Unite Here Local 11 vowed more strikes at hotels across Los Angeles and Orange counties. The session ended abruptly, Petersen said, after the union put forth a new proposal that requires employers to offer permanent jobs to replacement workers brought in during the strike.

In the middle of the city’s “hot labor summer,” hotel workers, screenwriters and actors have overlapped in the strikes.

Christopher Granlund is a food runner at the W in West Hollywood, where he helps expedite orders between customers and the kitchen. He works 30 to 35 hours a week at the hotel and about 20 hours as a contracted security guard at two nightclubs in Little Tokyo and Hollywood, and picks up acting gigs when he can. He said his rent has increased from $1,800 to $2,000 a month in the last three years.

Since the second weekend of July when workers began pickets, Granlund said, the W has shifted from a full-service breakfast to a buffet.

“We can’t make special orders. There has been less turnout, and it feels less personal,” he said.

Granlund, a Marine veteran, moved to Los Angeles in 2018 to pursue an education at an acting conservatory with help from the GI Bill. Preparing for auditions takes up an additional four to five hours in his week.

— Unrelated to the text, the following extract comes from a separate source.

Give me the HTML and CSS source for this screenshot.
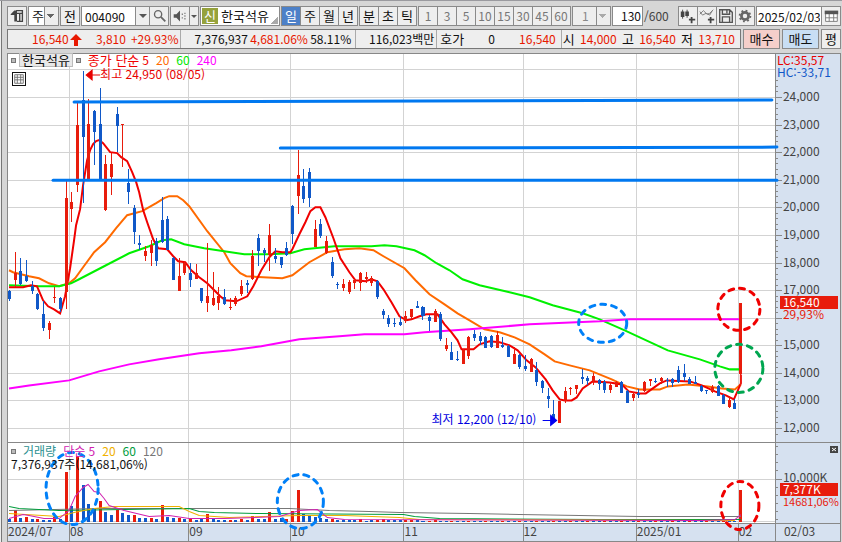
FILE: index.html
```
<!DOCTYPE html>
<html lang="ko">
<head>
    <meta charset="UTF-8">
    <meta name="viewport" content="width=device-width, initial-scale=1.0">
    <title>한국석유 - 주식 차트</title>
    <link rel="stylesheet" href="styles.css">
</head>
<body>

    <header class="toolbar">
        <button class="btn icon-btn" aria-label="패널">
            <svg viewBox="0 0 20 20"><path d="M9 4h7v12h-6M10 7h6M13 7v9" fill="none" stroke="#444" stroke-width="1.5"/><path d="M3 8l4-4h3v12H7V9H3z" fill="#444"/></svg>
        </button>
        <select class="select period" aria-label="주기"><option>주</option></select>
        <button class="btn">전</button>
        <div class="group">
            <input class="code" type="text" value="004090" aria-label="종목코드">
            <button class="drop" aria-label="종목 목록"></button>
            <button class="btn icon-btn" aria-label="검색">
                <svg viewBox="0 0 20 20"><circle cx="9" cy="8" r="4" fill="none" stroke="#666" stroke-width="1.5"/><path d="M12 11l5 5" stroke="#666" stroke-width="2"/></svg>
            </button>
        </div>
        <div class="group">
            <button class="btn icon-btn" aria-label="소리">
                <svg viewBox="0 0 20 20"><path d="M3 8h3l4-4v12l-4-4H3z" fill="#555"/><path d="M12 8h1M12 12h1M15 7h1M15 10h1M15 13h1" stroke="#555" stroke-width="1.5"/></svg>
            </button>
            <button class="drop narrow" aria-label="소리 설정"></button>
        </div>
        <div class="stock"><span class="tag">신</span><span>한국석유</span></div>
        <div class="group tabs">
            <button class="btn active">일</button>
            <button class="btn">주</button>
            <button class="btn">월</button>
            <button class="btn">년</button>
        </div>
        <div class="group tabs">
            <button class="btn">분</button>
            <button class="btn">초</button>
            <button class="btn">틱</button>
        </div>
        <div class="group tabs off">
            <button class="btn">1</button>
            <button class="btn">3</button>
            <button class="btn">5</button>
            <button class="btn">10</button>
            <button class="btn">15</button>
            <button class="btn">30</button>
            <button class="btn">45</button>
            <button class="btn">60</button>
        </div>
        <select class="select minute" aria-label="분 단위" disabled><option>1</option></select>
        <div class="count">
            <input type="text" value="130" aria-label="봉 개수"><span>/600</span>
        </div>
        <div class="group tools">
            <button class="btn" aria-label="차트 추가">
                <svg viewBox="0 0 20 20"><path d="M4 3v10M9 3v9" stroke="#444"/><path d="M2 5h4v6H2zM7 5h4v5H7z" fill="#444"/><path d="M14 11v7M11 14h7" stroke="#444" stroke-width="2"/></svg>
            </button>
            <button class="btn" aria-label="지표 추가">
                <svg viewBox="0 0 20 20"><path d="M2 8l4-4 4 4 3-1 4-4M2 5l3 4 4-2 4 2 3-5" fill="none" stroke="#777"/><path d="M14 11v7M11 14h7" stroke="#444" stroke-width="2"/></svg>
            </button>
            <button class="btn" aria-label="저장">
                <svg viewBox="0 0 20 20"><path d="M3 3h11l3 3v11H3zM6 3v5h8V3M6 17v-6h8v6M11 4v3" fill="none" stroke="#555" stroke-width="1.5"/></svg>
            </button>
            <button class="btn" aria-label="설정">
                <svg viewBox="0 0 20 20"><circle cx="10" cy="10" r="4" fill="none" stroke="#666" stroke-width="3"/><circle cx="10" cy="10" r="6" fill="none" stroke="#666" stroke-width="2" stroke-dasharray="2 2.7"/></svg>
            </button>
        </div>
        <div class="group">
            <input class="date" type="text" value="2025/02/03" aria-label="날짜">
            <button class="btn icon-btn" aria-label="달력">
                <svg viewBox="0 0 20 20"><path d="M4 5h13v11H4zM4 12h13M8 6v10M13 6v10" fill="#fff" stroke="#777"/><path d="M3 4h15v4H3z" fill="#555"/></svg>
            </button>
        </div>
    </header>

    <section class="quote">
        <div class="cells">
            <div class="cell price">
                <span class="up">16,540<svg class="arrow" viewBox="0 0 12 12"><path d="M6 0l6 6H8v6H4V6H0z" fill="#e81800"/></svg></span>
                <span class="up change">3,810</span>
                <span class="up">+29.93%</span>
            </div>
            <div class="cell volume">
                <span>7,376,937</span>
                <span class="up">4,681.06%</span>
                <span>58.11%</span>
            </div>
            <div class="cell amount"><span>116,023백만</span></div>
            <div class="cell ask"><span class="label">호가</span><span>0</span><span class="up">16,540</span></div>
            <div class="cell range">
                <span class="label">시</span><span class="up">14,000</span>
                <span class="label">고</span><span class="up">16,540</span>
                <span class="label">저</span><span class="up">13,710</span>
            </div>
        </div>
        <button class="btn buy">매수</button>
        <button class="btn sell">매도</button>
        <button class="btn avg">평</button>
    </section>

    <main class="chart">
        <svg id="plot" viewBox="8 53 833 488" role="img" aria-label="한국석유 일봉 차트"></svg>

        <div class="legend price-legend">
            <i class="box"></i><span class="name">한국석유</span><i class="box"></i>
            <span class="ma-title">종가 단순</span>
            <span class="ma5">5</span><span class="ma20">20</span><span class="ma60">60</span><span class="ma240">240</span>
        </div>
        <button class="grid-btn" aria-label="표 보기">
            <svg viewBox="0 0 14 14"><path d="M2 2h10v10H2zM2 5h10M2 8h10M5 2v10M9 2v10" fill="none" stroke="#666"/></svg>
        </button>
        <div class="legend volume-legend">
            <i class="box"></i><span class="vol-title">거래량</span>
            <span class="vma5">단순 5</span><span class="vma20">20</span><span class="vma60">60</span><span class="vma120">120</span>
        </div>
        <p class="volume-now">7,376,937주(14,681,06%)</p>
        <button class="close" aria-label="닫기">
            <svg viewBox="0 0 8 7"><path d="M2 2l4 3M6 2L2 5" stroke="#fff"/></svg>
        </button>
    </main>

    <script src="chart.js"></script>
</body>
</html>
```
FILE: styles.css
```
* {
    box-sizing: border-box;
}
body {
    margin: 0;
    padding: 5px 1px 0 7px;
    background: #d6d6d6;
    border-top: 1px solid #9a9a9f;
    color: #111;
    font: 12px/16px "Noto Sans CJK KR", sans-serif;
    box-shadow: inset 1px 0 #eee, inset 2px 0 #777;
}
button, input, select {
    font: inherit;
    color: inherit;
    border-radius: 0;
    margin: 0;
}
svg {
    display: block;
}

/* toolbar */
.toolbar {
    display: flex;
    gap: 1px;
    height: 20px;
}
.group {
    display: flex;
    flex: none;
}
.btn, .select, .drop, .toolbar input {
    flex: none;
    height: 20px;
    padding: 0;
    border: 1px solid #8a8a8a;
    background: #eee;
}
.btn {
    width: 20px;
    text-align: center;
    font-size: 13px;
}
.btn svg {
    width: 18px;
    height: 18px;
}
.group > * + * {
    margin-left: -1px;
}
.toolbar input {
    background: #fff;
    padding: 0 3px;
}
.toolbar .code {
    width: 55px;
}
.drop {
    width: 15px;
}
.drop::after {
    content: "";
    display: block;
    margin: auto;
    width: 0;
    border: 4px solid transparent;
    border-top-color: #555;
    border-bottom: 0;
}
.narrow {
    width: 10px;
}
.narrow::after {
    border-width: 3px;
    border-bottom: 0;
    margin-left: 1px;
}
.select {
    appearance: none;
    padding: 0 3px;
    font-size: 13px;
    background-color: #fff;
    background-image: linear-gradient(to bottom left, #666 50%, transparent 50%), linear-gradient(to bottom right, #666 50%, transparent 50%), linear-gradient(to right, #8a8a8a 1px, #eee 1px);
    background-repeat: no-repeat;
    background-size: 4px 4px, 4px 4px, 14px 20px;
    background-position: right 7px top 7px, right 3px top 7px, right top;
}
.period {
    width: 31px;
}
.minute {
    width: 39px;
    padding-left: 9px;
    font-size: 12px;
    color: #888;
    background-color: #eee;
    background-image: linear-gradient(to bottom left, #aaa 50%, transparent 50%), linear-gradient(to bottom right, #aaa 50%, transparent 50%), linear-gradient(to right, #8a8a8a 1px, #eee 1px);
    opacity: 1;
}
.stock {
    flex: 1;
    min-width: 76px;
    display: flex;
    gap: 3px;
    padding: 1px;
    font-size: 13px;
    white-space: nowrap;
    border: 1px solid #8a8a8a;
    background: linear-gradient(135deg, transparent 50%, #aaa 50%) no-repeat right 1px bottom 1px / 7px 7px #fff;
}
.tag {
    width: 16px;
    text-align: center;
    color: #fff;
    background: #96a23c;
}
.tabs .active {
    color: #fff;
    background: #4c80c8;
}
.off .btn {
    color: #777;
    font-size: 12px;
}
.count {
    display: flex;
    flex: none;
    gap: 1px;
    width: 65px;
    line-height: 20px;
    color: #444;
}
.toolbar .count input {
    width: 31px;
    padding: 0 1px;
    text-align: right;
    color: #111;
}
.toolbar .date {
    width: 66px;
    padding: 0 1px;
}

/* quote row */
.quote {
    display: flex;
    gap: 2px;
    height: 20px;
    margin-top: 3px;
}
.cells {
    flex: 1;
    display: flex;
    border: 1px solid #777;
    background: #eee;
    line-height: 18px;
    white-space: nowrap;
}
.cell {
    display: flex;
    justify-content: space-between;
    padding: 0 3px;
    border-right: 1px solid #aaa;
}
.cell:last-child {
    border-right: 0;
}
.cell.price {
    flex: 160;
    gap: 5px;
    padding-left: 24px;
    padding-right: 1px;
}
.change {
    margin-left: auto;
}
.cell.volume {
    flex: 171;
    padding: 0 4px 0 14px;
}
.cell.amount {
    flex: 82;
    justify-content: flex-end;
    padding-right: 2px;
}
.cell.ask {
    flex: 126;
    padding-right: 5px;
}
.cell.range {
    flex: 188;
    padding: 0 5px 0 1px;
}
.label {
    font-size: 13px;
}
.up {
    color: #e81800;
}
.arrow {
    display: inline-block;
    width: 12px;
    height: 12px;
    margin-left: 1px;
    vertical-align: -2px;
}
.quote .btn {
    width: 37px;
}
.quote .buy {
    background: #f5cfca;
}
.quote .sell {
    background: #c8def4;
}
.quote .avg {
    width: 20px;
}

/* chart */
.chart {
    position: relative;
    margin-top: 4px;
}
#plot {
    width: 100%;
    height: auto;
}
#plot text {
    font-size: 12px;
}
#plot .small {
    font-size: 11px;
}
#plot rect {
    shape-rendering: crispEdges;
}
.legend {
    position: absolute;
    left: 4px;
    display: flex;
    align-items: center;
    line-height: 14px;
    white-space: nowrap;
}
.price-legend {
    top: 0;
    gap: 3px;
}
.volume-legend {
    top: 391px;
    gap: 7px;
}
.box {
    width: 5px;
    height: 5px;
    border: 1px solid #777;
    background: #bbb;
}
.name {
    padding: 0 2px;
    border: 1px solid #bbb;
    background: #e8e8e8;
    font-size: 13px;
    line-height: 12px;
}
.ma-title {
    margin-left: 4px;
    font-size: 13px;
}
.ma-title, .ma5 { color: #f00000; }
.ma20 { color: #ff6a00; margin-left: 4px; }
.ma60 { color: #00e800; margin-left: 4px; }
.ma240 { color: #f0f; margin-left: 4px; }
.vol-title { color: #2a9090; }
.vma5 { color: #d020b0; }
.vma20 { color: #f0b000; }
.vma60 { color: #009c3c; }
.vma120 { color: #777; }
.grid-btn {
    position: absolute;
    top: 19px;
    left: 5px;
    width: 14px;
    height: 14px;
    padding: 0;
    border: 1px solid #111;
    background: #fff;
}
.grid-btn svg {
    width: 12px;
    height: 12px;
}
.volume-now {
    position: absolute;
    top: 403px;
    left: 4px;
    margin: 0;
}
.close {
    position: absolute;
    top: 393px;
    right: 3px;
    width: 8px;
    height: 7px;
    padding: 0;
    border: 0;
    background: #444;
}
```
FILE: chart.js
```
const RED = '#e81c0c';
const BLUE = '#1058c8';

// colour, high, body top, body bottom, low
const candles = `
b 290 291 299 301|r 252 273 280 287|b 258 271 284 285|b 260 276 281 282|b 281 286 291 294|b 293 294 309 310|b 301 314 328 331|r 321 323 330 339|r 287 297 298 303|b 297 298 309 312
r 181 198 292 309|r 192 202 209 222|r 103 125 185 192|b 71 100 137 203|r 99 124 180 180|b 110 111 132 165|b 88 124 180 180|r 155 164 210 211|r 153 164 177 195|b 107 114 126 152
r 124 124 125 167|b 169 183 192 204|b 205 208 232 244|b 235 243 245 250|r 246 251 256 261|r 240 245 253 266|b 238 241 261 266|b 197 220 242 243|b 216 219 250 250|b 257 258 280 280
r 258 276 291 291|r 261 263 273 275|b 263 273 280 287|r 264 273 279 279|b 288 288 301 303|r 243 296 303 312|r 272 298 305 306|r 287 296 303 310|b 289 297 304 305|r 298 307 308 310
r 296 298 304 306|r 280 286 294 296|b 280 283 285 293|r 250 256 279 280|b 234 238 251 266|b 248 250 253 262|r 224 235 255 271|b 248 256 259 263|b 257 257 265 268|b 242 248 255 256
b 205 206 234 244|r 150 175 196 214|b 169 186 199 203|b 168 172 198 207|r 220 229 247 247|b 219 224 236 238|r 236 241 253 254|b 257 262 276 278|b 282 284 285 289|r 279 284 288 291
r 280 282 292 294|r 279 280 283 289|r 272 273 283 291|r 272 277 279 283|r 276 278 283 286|b 280 281 297 299|b 309 311 315 319|b 315 318 324 327|b 318 323 324 327|b 316 322 325 326
r 311 316 321 323|r 309 309 317 319|b 301 306 308 308|b 306 307 316 320|b 315 317 321 331|r 309 311 322 322|b 312 314 339 341|r 338 345 349 351|b 342 352 360 360|b 351 359 360 361
r 349 350 364 364|r 336 337 356 359|b 330 334 338 341|b 332 336 341 345|b 336 337 348 348|b 335 336 347 348|r 331 335 348 348|b 337 345 347 348|b 345 346 357 357|r 347 354 364 364
b 354 355 367 369|b 355 366 369 371|r 358 359 372 372|b 362 370 382 386|b 380 381 388 393|b 388 396 399 408|b 400 414 420 420|r 401 401 423 423|r 387 391 401 403|r 387 388 389 395
r 385 385 389 394|b 369 377 379 384|b 376 378 381 385|r 373 376 381 385|b 379 380 384 390|b 380 382 390 393|r 382 385 390 393|r 381 382 387 387|b 381 382 393 393|b 390 391 403 403
r 392 394 398 401|b 389 393 395 398|r 381 382 391 392|r 379 379 381 386|b 378 381 382 383|r 377 378 381 384|b 378 380 381 387|b 378 379 383 387|b 366 370 382 383|b 364 373 377 381
b 377 379 384 384|b 376 382 384 384|b 385 386 391 392|b 390 390 391 394|r 385 387 392 393|b 385 386 396 396|b 394 395 404 404|r 396 400 407 408|b 399 403 409 409|r 303 303 374 386
`.trim().split(/[|\n]/).map(row => row.split(' '));

// bar heights, minus = volume down
const volumes = [-3, 12, -4, 5, -3, 3, -2, -2, 5, -3, 49, -16, 65, -37, -18, -14, 21, -10, -7, 12,
    -9, -7, 7, -4, -4, 4, -3, 17, -5, -4, 4, -3, 3, -2, -3, 8, -3, -2, -2, 2,
    -2, 3, -2, 6, -3, -3, 10, -3, -4, 3, 11, 32, -8, -7, -5, -4, -3, 3, -2, -2,
    -2, -2, 3, -1, -2, 2, 3, -2, -2, -2, 2, 2, -2, -1, 1, 2];

const lines = [
    ['#ff6a00', 2, '10,270 14,272 30,276 40,278 50,283 60,286 70,283 76,278 84,267 95,252 106,242 117,228 128,215 143,211 157,203 165,198 170,196 178,196 184,200 190,206 208,231 225,252 231,263 241,273 247,276 264,277 283,278 293,275 310,262 328,252 345,249 360,248 374,250 384,256 405,268 416,280 430,294 445,304 458,313 470,320 485,329 500,332 515,337 530,344 545,354 555,361 570,365 590,370 612,379 627,386 640,389 660,389 668,386 688,384 708,386 722,388 735,389 741,384'],
    ['#00f000', 2, '10,285 40,286 60,286 72,283 80,279 105,266 130,253 150,246 163,240 172,239 185,244 205,248 225,251 245,254 270,254 291,253 305,249 335,246 372,246 385,245 397,246 415,250 425,255 437,263 450,270 463,279 480,285 510,292 530,297 553,305 583,313 600,319 625,330 640,337 668,350 700,359 720,366 730,369 741,369'],
    ['#ff00ff', 2, '10,388 30,385 70,380 100,371 130,364 160,359 200,353 232,350 262,346 300,339 340,336 365,334 405,334 425,332 470,329 530,324 600,321 630,319 741,319'],
    ['#f00000', 2, '10,287 24,287 32,285 38,286 44,300 49,306 55,309 61,313 66,296 71,268 75,240 77,225 81,209 84,185 88,160 91,150 94,144 97,141 100,140 104,143 111,152 118,153 122,157 128,161 133,172 137,182 140,192 144,210 148,222 154,239 159,248 168,249 174,256 179,261 186,262 192,270 200,277 208,283 214,289 221,296 226,300 237,301 248,296 254,286 262,270 270,257 276,251 283,252 291,252 293,249 300,234 306,222 311,211 316,207 321,207 326,217 334,238 341,258 350,272 356,280 366,281 372,279 378,281 384,289 392,302 400,316 407,320 412,319 420,316 427,314 438,314 445,324 452,332 458,340 462,349 474,349 480,344 490,341 500,342 510,345 518,350 527,360 536,367 546,379 553,390 560,399 565,400 572,400 577,397 583,388 593,381 610,382 622,384 629,391 640,393 646,393 660,383 667,380 690,381 702,385 715,391 726,395 734,399 738,390 741,383 741,374'],
    ['#777', 1, '10,510 100,508 290,508 330,510 370,511 400,512 470,513 520,514 640,516 741,516'],
    ['#009c3c', 1, '10,506 20,508 60,510 190,508 200,511 215,512 260,513 404,514 415,516 440,518 600,519 741,519'],
    ['#f0b000', 1, '10,513 60,516 75,512 95,508 115,506 180,506 190,511 200,515 230,517 300,515 345,515 400,517 420,519 735,520'],
    ['#d020b0', 1, '10,518 24,514 30,515 45,518 60,518 70,510 76,496 84,487 89,484 95,491 100,492 105,498 110,505 125,510 150,516 170,515 190,518 225,518 280,516 300,510 318,509 328,517 345,519 700,520 735,519 741,514']
];

const months = [[70, '08'], [189, '09'], [291, '10'], [404, '11'], [523, '12'], [636, '2025/01'], [738, '02']];

const circles = [
    [73, 488, 26, 36, '#0080f8'], [301, 501, 23, 27, '#0080f8'], [603, 323, 24, 19, '#0080f8'],
    [740, 505, 19, 24, '#f00000'], [739, 309, 21, 21, '#f00000'], [739, 368, 24, 24, '#00a650']
];

const rect = (x, y, w, h, fill) => `<rect x="${x}" y="${y}" width="${w}" height="${h}" fill="${fill}"/>`;
const text = (x, y, s, fill = '#444', cls = '') => `<text class="${cls}" x="${x}" y="${y}" fill="${fill}">${s}</text>`;
const priceY = p => Math.round(97 + (24000 - p) * 331 / 12000);
const barX = i => Math.round(10 + i * 5.66);

let out = rect(8, 53, 768, 469, '#fff') + rect(776, 53, 65, 469, '#d6e1f0') + rect(8, 523, 833, 18, '#d6e1f0');

// grid and price axis
for (let p = 12000; p <= 25000; p += 1000) {
    const y = priceY(p);
    out += rect(8, y, 767, 1, '#d3d3d3');
    if (p < 25000) {
        out += rect(776, y, 6, 1, '#888');
        if (p !== 16000) out += text(783, y + 4, p.toLocaleString('en-US'));
    }
}
for (let p = 11800; p <= 24600; p += 200) out += rect(776, priceY(p), 2, 1, '#888');
out += rect(8, 478, 767, 1, '#d3d3d3') + rect(8, 520, 767, 1, '#d3d3d3') + rect(776, 478, 6, 1, '#888');
for (let y = 446; y < 521; y += 8) out += rect(776, y, 2, 1, '#888');
months.forEach(([x]) => out += rect(x, 53, 1, 469, '#d3d3d3') + rect(x, 523, 1, 17, '#888'));

volumes.length = 130;
for (let i = 0; i < 130; i++) {
    const v = i === 129 ? 32 : volumes[i] || (i % 3 ? -1 : 1);
    out += rect(barX(i) - 1, 521 - Math.abs(v), 3, Math.abs(v), v > 0 ? RED : BLUE);
}
lines.forEach(([c, w, pts]) => out += `<polyline points="${pts}" fill="none" stroke="${c}" stroke-width="${w}"/>`);
candles.forEach(([c, hi, top, bottom, lo], i) => {
    const color = c === 'r' ? RED : BLUE;
    out += rect(barX(i), hi, 1, lo - hi, color) + rect(barX(i) - 1, top, 3, Math.max(1, bottom - top), color);
});

// frame
out += rect(8, 53, 833, 1, '#888') + rect(8, 442, 833, 1, '#888') + rect(8, 522, 833, 1, '#888') + rect(8, 540, 833, 1, '#888')
    + rect(8, 53, 1, 488, '#888') + rect(775, 53, 1, 488, '#888') + rect(840, 53, 1, 488, '#888');

// resistance lines
[[75, 102, 772, 100], [281, 148, 777, 147], [54, 180, 777, 180]].forEach(([a, b, c, d]) =>
    out += `<path d="M${a} ${b}L${c} ${d}" stroke="#0078f0" stroke-width="3" stroke-linecap="round"/>`);

out += text(101, 79, '최고 24,950 (08/05)', '#e80000') + '<path d="M87 75l6-5v10zM93 75h8" fill="#e80000" stroke="#e80000"/>';
out += text(432, 424, '최저 12,200 (12/10)', '#0000e0') + '<path d="M557 420l-6-5v10zM551 420h-8" fill="#0000f0" stroke="#0000f0"/>';

// axis labels
out += text(777, 65, 'LC:35,57', '#e80000') + text(777, 77, 'HC:-33,71', '#1058c8');
out += rect(780, 296, 58, 13, RED) + text(783, 307, '16,540', '#fff') + text(783, 319, '29,93%', RED);
out += text(783, 482, '10,000K') + rect(780, 482, 58, 13, RED) + text(783, 493, '7,377K', '#fff') + text(783, 505, '14681,06%', RED, 'small');
out += text(9, 535, '2024/07') + text(784, 535, '02/03');
months.forEach(([x, label]) => out += text(x + 1, 535, label));

circles.forEach(([x, y, rx, ry, c]) =>
    out += `<ellipse cx="${x}" cy="${y}" rx="${rx}" ry="${ry}" fill="none" stroke="${c}" stroke-width="3" stroke-dasharray="5 6" stroke-linecap="round"/>`);

document.getElementById('plot').innerHTML = out;
```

“Higher wages would mean I could free up one of my jobs. It would give me a more comfortable sense of living to the point where I’m not afraid to take one day off to work on something,” Granlund said.

Unite 11 has accused hotels such as the Laguna Cliffs Marriott Resort & Spa in Dana Point and Fairfield Inn & Suites in El Segundo of failing to hire Black workers as full-time employees while bringing in Black workers as replacement labor.

In the wake of that allegation, U.S. Rep. Barbara Lee (D-Oakland) and 20 other members of the U.S. House of Representatives sent a letter Thursday to the University of California Board of Regents, the operator of Laguna Cliffs, requesting more information by July 31 on the hotel’s approach to complying with federal statutes and regulations regarding fair employment. That request comes after 25 California lawmakers sent a letter July 6 to Joe Garciaros, director of human resources at Laguna Cliffs, urging the hotel to negotiate a fair contract and offer permanent employment to Black temp workers brought in during the strikes.

Representatives from Laguna Cliffs and Fairfield Inn couldn’t be reached immediately for comment.

Petersen said that the union is reaching out to meeting organizers asking them to move their gatherings out of Los Angeles because the union can’t “guarantee labor peace.”

In a letter this week, the union asked the American Political Science Assn. to cancel its 2023 annual meeting from Aug. 31 to Sept. 3 at the Los Angeles Convention Center and the J.W. Marriott Los Angeles LA Live. The convention is expected to bring in almost 6,000 academics in political science to the city.

“Our struggle for a living wage is the same for all working people in Los Angeles, from teachers and adjunct professors to hotel workers to actors and writers,” the letter stated. “We believe that unless the hotel industry shares its historic profits, we may soon have no option but to call a boycott of the city of Los Angeles.”